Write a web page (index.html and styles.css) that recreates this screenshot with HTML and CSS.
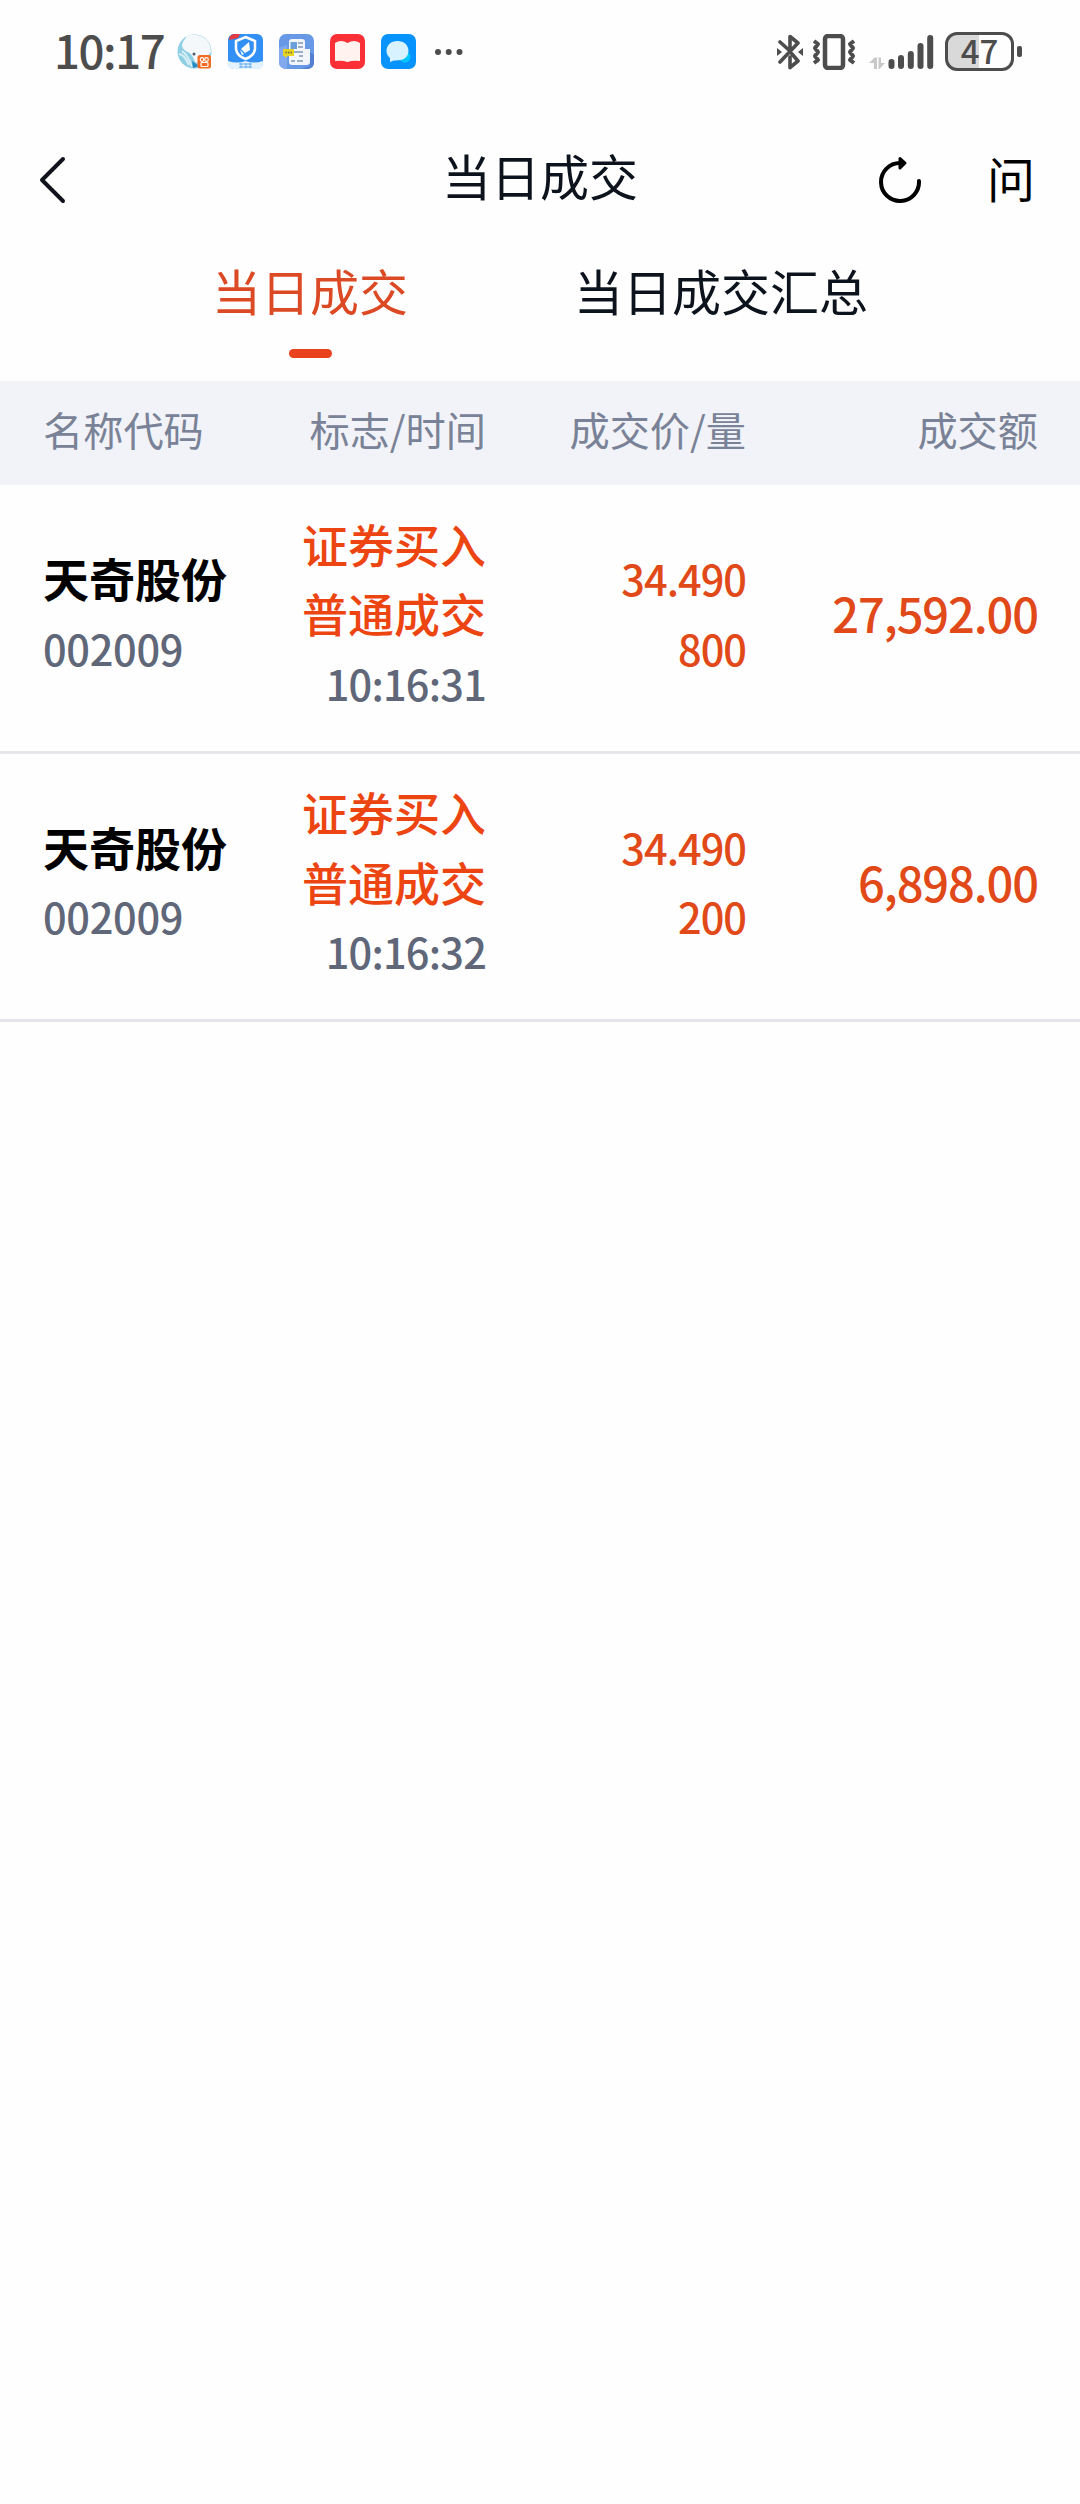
FILE: index.html
```
<!DOCTYPE html>
<html lang="zh-CN">
<head>
  <meta charset="UTF-8" />
  <meta name="viewport" content="width=device-width, initial-scale=1.0"/>
  <title>当日成交</title>
  <link rel="stylesheet" href="styles.css">
</head>
<body>
  <div class="status-bar">
    <div class="status-left">
      <span class="clock">10:17</span>
      <div class="app-icons">
        <svg width="35" height="35" viewBox="0 0 35 35">
          <circle cx="17.5" cy="17.5" r="17" fill="#8fcfe3"/>
          <path d="M10 2Q18-1 26 3Q34 8 34 18L24 30L18 28Q16 20 9 17Q3 13 6 8Q7 6 10 2Z" fill="#f5f8fa"/>
          <path d="M2 20Q7 20 12 31M5 17Q11 21 15 33" fill="none" stroke="#d9eff6" stroke-width="2"/>
          <circle cx="17" cy="20" r="1.500" fill="#4b5b68"/>
          <path d="M15 27L22 32L16 34Z" fill="#258bc0"/>
          <rect x="20.500" y="21" width="13.500" height="13.500" rx="2.500" fill="#f36b21"/>
          <circle cx="25" cy="25.500" r="1.800" fill="none" stroke="#fff" stroke-width="1.200"/>
          <circle cx="29.500" cy="25.500" r="1.800" fill="none" stroke="#fff" stroke-width="1.200"/>
          <rect x="24" y="28.500" width="7" height="4" rx="1" fill="none" stroke="#fff" stroke-width="1.200"/>
        </svg>
        <svg width="35" height="35" viewBox="0 0 35 35">
          <rect width="35" height="35" rx="6" fill="#3290f5"/>
          <path d="M1 5Q2 0 7 0H12L10 4L1 6Z" fill="#e33a41"/>
          <path d="M17.500 3L27 7V15Q26 22 17.500 25Q9 22 8 15V7Z" fill="#3290f5" stroke="#fff" stroke-width="2.500"/>
          <path d="M21 8L22 16L17 19L13 15Z" fill="#fff"/>
          <path d="M12 16L16 20L14 21Z" fill="#fff"/>
          <path d="M0 27Q9 30 17.500 27Q26 30 35 27V29Q35 35 29 35H6Q0 35 0 29Z" fill="#e3f2ff"/>
          <path d="M11 30H24M11 33H24M13 29V34M18 29V34M22 29V34" stroke="#65aaf0" stroke-width="1"/>
        </svg>
        <svg width="35" height="35" viewBox="0 0 35 35">
          <rect width="35" height="35" rx="7" fill="#6799e6"/>
          <path d="M0 14L8 11V35Q0 35 0 28Z" fill="#82a9ef"/>
          <path d="M22 35L31 32V18L35 21V28Q35 35 28 35Z" fill="#527fcf"/>
          <path d="M24 15H31V28Q31 31 27 31H13Q10 31 10 28V8Q10 5 13 5H23Q26 5 26 8V29" fill="#f2f6fb"/>
          <rect x="11.500" y="8" width="6.500" height="7" fill="#6b9fdc"/>
          <path d="M19 9H24M19 13H24M15 18H24M20 22H24M12 27H16M18 27H24" stroke="#9caec6" stroke-width="2"/>
          <path d="M4 15H15V22H9L6 24V22H4Z" fill="#e6d322"/>
          <path d="M6.500 18.500H13" stroke="#625e38" stroke-width="1.400" stroke-dasharray="1.400 1.200"/>
        </svg>
        <svg width="35" height="35" viewBox="0 0 35 35">
          <rect width="35" height="35" rx="7" fill="#fa3036"/>
          <path d="M5 9Q11 5 17.500 9Q24 5 30 9V27Q23 26 17.500 28Q12 26 5 27Z" fill="#fff2ef"/>
        </svg>
        <svg width="35" height="35" viewBox="0 0 35 35">
          <rect width="35" height="35" rx="7" fill="#0793fe"/>
          <circle cx="24" cy="23" r="5.500" fill="#00c6ff"/>
          <path d="M16.500 7C10 7 5.500 11 5.500 17Q5.500 21 9 24V28L13 26.500Q27 27 27.500 17C27.500 11 23 7 16.500 7Z" fill="#d8f2ff"/>
        </svg>
      </div>
      <svg class="more" width="30" height="8" viewBox="0 0 30 8" fill="#4d4d4d">
        <circle cx="4" cy="4" r="3"/>
        <circle cx="14.700" cy="4" r="3"/>
        <circle cx="25.500" cy="4" r="3"/>
      </svg>
    </div>
    <div class="status-right">
      <svg width="26" height="36" viewBox="0 0 26 36" fill="none" stroke="#4d4d4d" stroke-width="3.600" stroke-linejoin="round" stroke-linecap="round">
        <path d="M3 8L13 17V2.500L21 9L3 28M15 20L21 27L13 33.500V23"/>
        <path d="M0 14L5 18L0 22ZM26 14L21 18L26 22Z" fill="#4d4d4d" stroke="none"/>
      </svg>
      <svg class="vibrate" width="44" height="36" viewBox="0 0 44 36" fill="none" stroke="#4d4d4d">
        <rect x="13" y="2" width="18" height="32" rx="3" stroke-width="4.500"/>
        <path d="M2 7L6 10L3 14L6 18L3 22L6 26L2 29M42 7L38 10L41 14L38 18L41 22L38 26L42 29" stroke-width="4" stroke-linejoin="round"/>
      </svg>
      <svg width="65" height="36" viewBox="0 0 65 36" stroke="#4d4d4d" stroke-width="6" stroke-linecap="round">
        <path d="M0 29L5.500 23.500H8V35H5V29ZM9.500 23.500H12V29H16L10.500 35H9.500Z" fill="#c8c8c8" stroke="none"/>
        <path d="M22.500 28V32M32 24V32M41.800 20V32M51.500 12V32M61.200 4V32"/>
      </svg>
      <div class="battery"><span>47</span></div>
    </div>
  </div>

  <header class="nav">
    <svg class="back" width="28" height="48" viewBox="0 0 28 48" fill="none" stroke="#10141a" stroke-width="4" stroke-linecap="round" stroke-linejoin="round">
      <path d="M24 3L3 24L24 45"/>
    </svg>
    <h1>当日成交</h1>
    <div class="nav-actions">
      <svg width="44" height="48" viewBox="0 0 44 48" fill="none" stroke="#000" stroke-width="4" stroke-linecap="round">
        <path d="M40 25A19 19 0 1 1 21 7"/>
        <path d="M21 2.500L26 7L21 12Z" fill="#000" stroke-width="3" stroke-linejoin="round"/>
      </svg>
      <span class="ask">问</span>
    </div>
  </header>

  <nav class="tabs">
    <div class="tab active">当日成交</div>
    <div class="tab">当日成交汇总</div>
  </nav>

  <div class="grid table-head">
    <span>名称代码</span>
    <span>标志/时间</span>
    <span>成交价/量</span>
    <span>成交额</span>
  </div>

  <div class="grid row">
    <div class="stock">
      <div class="name">天奇股份</div>
      <div class="num code">002009</div>
    </div>
    <div class="type">
      <div class="flag">证券买入</div>
      <div class="flag">普通成交</div>
      <div class="num time">10:16:31</div>
    </div>
    <div class="price">
      <div class="num">34.490</div>
      <div class="num">800</div>
    </div>
    <div class="amount">27,592.00</div>
  </div>

  <div class="grid row">
    <div class="stock">
      <div class="name">天奇股份</div>
      <div class="num code">002009</div>
    </div>
    <div class="type">
      <div class="flag">证券买入</div>
      <div class="flag">普通成交</div>
      <div class="num time">10:16:32</div>
    </div>
    <div class="price">
      <div class="num">34.490</div>
      <div class="num">200</div>
    </div>
    <div class="amount">6,898.00</div>
  </div>
</body>
</html>
```
FILE: styles.css
```
* { box-sizing: border-box; }

body {
  margin: 0;
  min-height: 100vh;
  font-family: "Noto Sans CJK SC", sans-serif;
  background: #fefefe;
  color: #0d131c;
}

svg {
  display: block;
  flex: none;
}

/* phone status bar */
.status-bar {
  display: flex;
  justify-content: space-between;
  align-items: center;
  height: 103px;
  padding: 0 66px 0 54px;
}

.status-left,
.status-right,
.app-icons {
  display: flex;
  align-items: center;
}

.clock {
  width: 123px;
  padding-bottom: 5px;
  font-size: 45.5px;
  font-weight: 500;
  line-height: 60px;
  letter-spacing: -1.4px;
  color: #4d4d4d;
}

.app-icons { gap: 16px; }

.more { margin-left: 18px; }

.status-right { gap: 11px; }

.vibrate { margin: 0 2px 0 -2px; }

.battery {
  position: relative;
  width: 69px;
  height: 39px;
  border: 3px solid #4d4d4d;
  border-radius: 12px;
  background: linear-gradient(90deg, #d9d9d9 50%, #fefefe 50%);
  color: #4d4d4d;
  font-size: 33px;
  font-weight: 500;
  line-height: 30px;
  text-align: center;
}

.battery::after {
  content: "";
  position: absolute;
  right: -11px;
  top: 11px;
  width: 5px;
  height: 11px;
  border-radius: 2px;
  background: #4d4d4d;
}

/* title bar */
.nav {
  display: grid;
  grid-template-columns: 1fr auto 1fr;
  align-items: center;
  height: 154px;
  padding: 0 45px 0 39px;
}

.nav h1 {
  margin: 0;
  padding: 0 0 11px 6px;
  font-size: 49px;
  font-weight: 400;
  line-height: 72px;
}

.nav-actions {
  display: flex;
  justify-content: flex-end;
  align-items: center;
  gap: 64px;
}

.ask {
  padding-bottom: 7px;
  font-size: 48px;
  line-height: 48px;
  color: #000;
}

.tabs {
  display: flex;
  height: 124px;
  padding-left: 212px;
  gap: 166px;
}

.tab {
  display: flex;
  flex-direction: column;
  align-items: center;
  font-size: 49px;
  line-height: 66px;
}

.tab.active { color: #dc4a25; }

.tab.active::after {
  content: "";
  width: 43px;
  height: 9px;
  margin-top: 26px;
  border-radius: 5px;
  background: #e8431c;
}

/* trade list */
.grid {
  display: grid;
  grid-template-columns: 200px 243px 260px 292px;
  align-items: center;
  padding-left: 43px;
}

.grid > :not(:first-child) { text-align: right; }

.table-head {
  height: 104px;
  padding-bottom: 9px;
  background: #f2f3f8;
  color: #798296;
  font-size: 40.2px;
}

.row {
  height: 268.5px;
  padding-bottom: 10px;
  border-bottom: 3px solid #e4e6ea;
  line-height: 69.5px;
}

.name {
  font-size: 46px;
  font-weight: 700;
  color: #000;
}

.num {
  padding-top: 1px;
  font-size: 41.5px;
  font-weight: 500;
  line-height: 68.5px;
  letter-spacing: -0.3px;
}

.code,
.time { color: #5f6779; }

.time { letter-spacing: -0.8px; }

.flag {
  font-size: 46px;
  font-weight: 500;
  color: #ec4511;
}

.price,
.amount { color: #e14919; }

.price .num { letter-spacing: -1px; }

.amount {
  font-size: 47px;
  font-weight: 500;
  letter-spacing: -1.1px;
}
```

*****

Go through the lines above. Select every one that has the string "html".

Write a web page (index.html and styles.css) that recreates this screenshot with HTML and CSS.
FILE: index.html
<!DOCTYPE html>
<html lang="zh-CN">
</html>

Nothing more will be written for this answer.